All the money they spent damming the Brahmaputra/Yarlang Tsangpo (at least strategic-wise) will go to the wastebasket of history, so to speak. There won't be a flow of water to speak of.
On our borders, we are constructing a huge catchment basin just South of the Indian border where Teesta enters Bangladesh.
Indian hegemony of releasing waters in the monsoon and withholding water in dry season will be foiled handily.
And last word on this - accumulation of trapped sediments, which are a dam's death knell. Over the period of 25 years, all dams (including Indian dams) will lose 26% of their catchment capacity and in 50 years, they will hardly hold any water.
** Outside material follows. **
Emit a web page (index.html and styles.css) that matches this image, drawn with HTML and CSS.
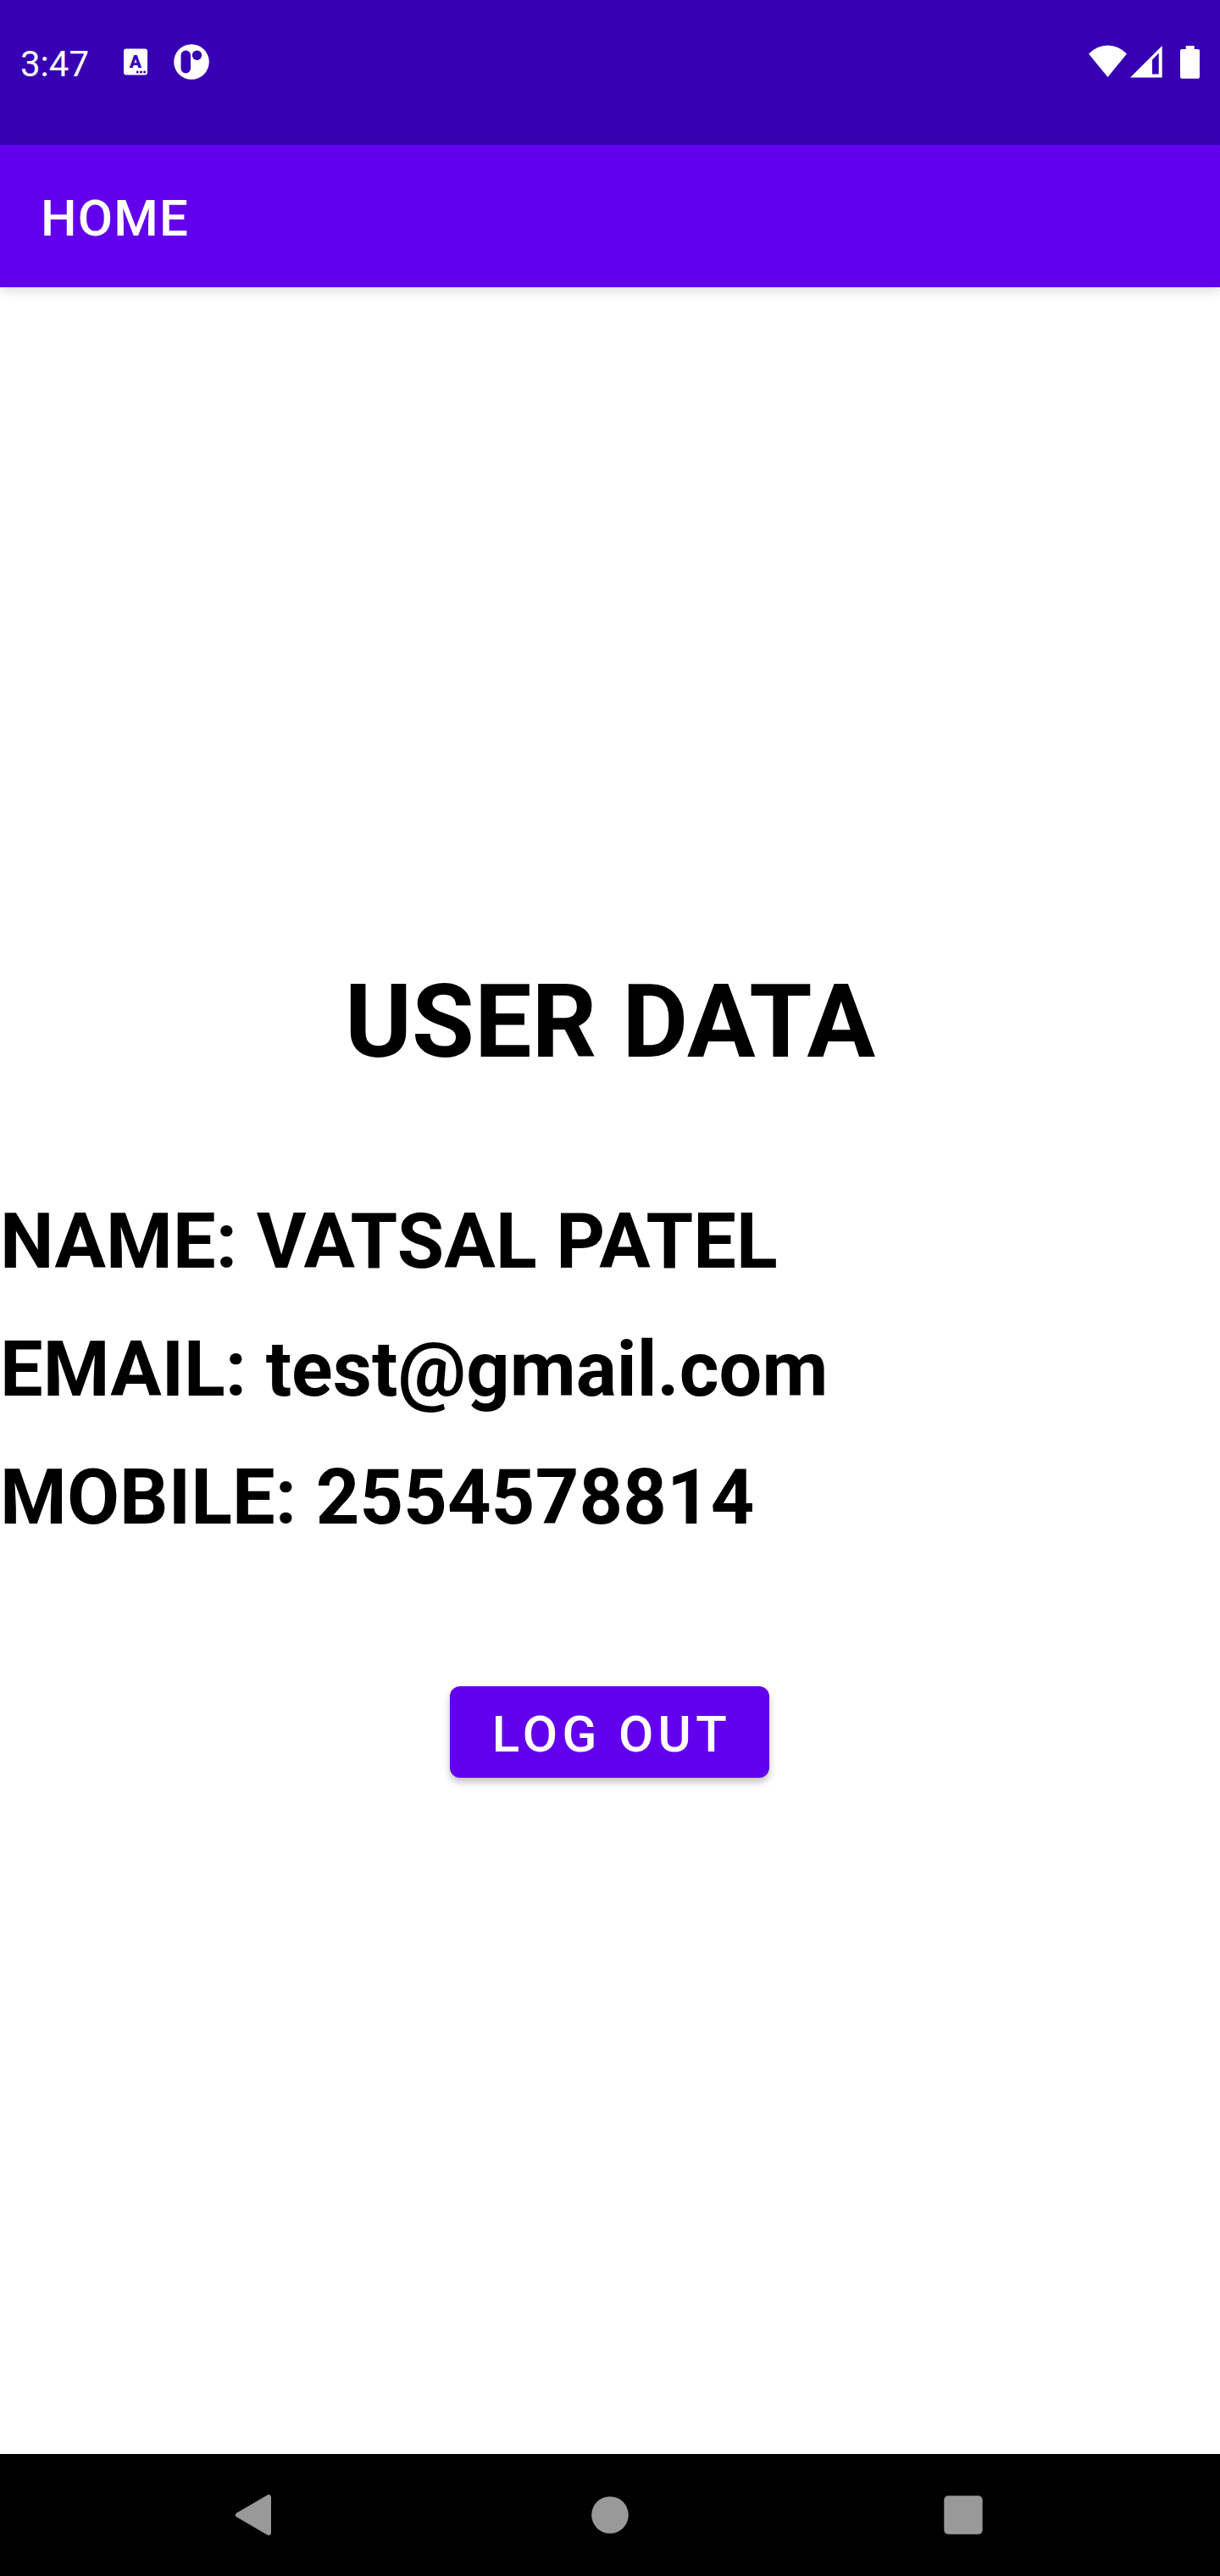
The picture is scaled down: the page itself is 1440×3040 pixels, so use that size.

3,700 Dams In India Will Lose 26% Storage Capacity Due To Sedimentation By 2050: UN Study | Outlook India
In 2022, the Asia-Pacific region, the world's most heavily dammed region, is estimated to have lost 13 per cent of its initial dam storage capacity. It will have lost nearly a quarter (23 per cent) of initial storage capacity by mid-century.
Same reason why sediment is causing a large area in the Bay of Bengal rise up to populate Bangladesh times half - again.
29 islands with a combined area of 125,370 acres (507 square kilometres) had emerged from the Bay of Bengal since 2007. Every year Himalayan rivers carry an estimated one billion tons of silt and deposits them in the Bay of Bengal off the coast of Bangladesh, forming islands in the shallow waters. Many of these islands, known as chars in Bangladesh, are already inhabited and experts told AFP they could mitigate the threat posed by global warming.
This is why Bihar Chief Minister Nitish Kumar blames the recurring floods in Bihar to the Farakka dam downstream of Bihar, the Ganges river has no depth to hold water (too much deposited sediment, and floods the banks too easily, while Indians are too cheap to dredge it). He wants the dam demolished.
Karma is a B*tch. Fighting with nature, it wins every time.
Sorry to post off topic stuff, but I wanted to illustrate a point.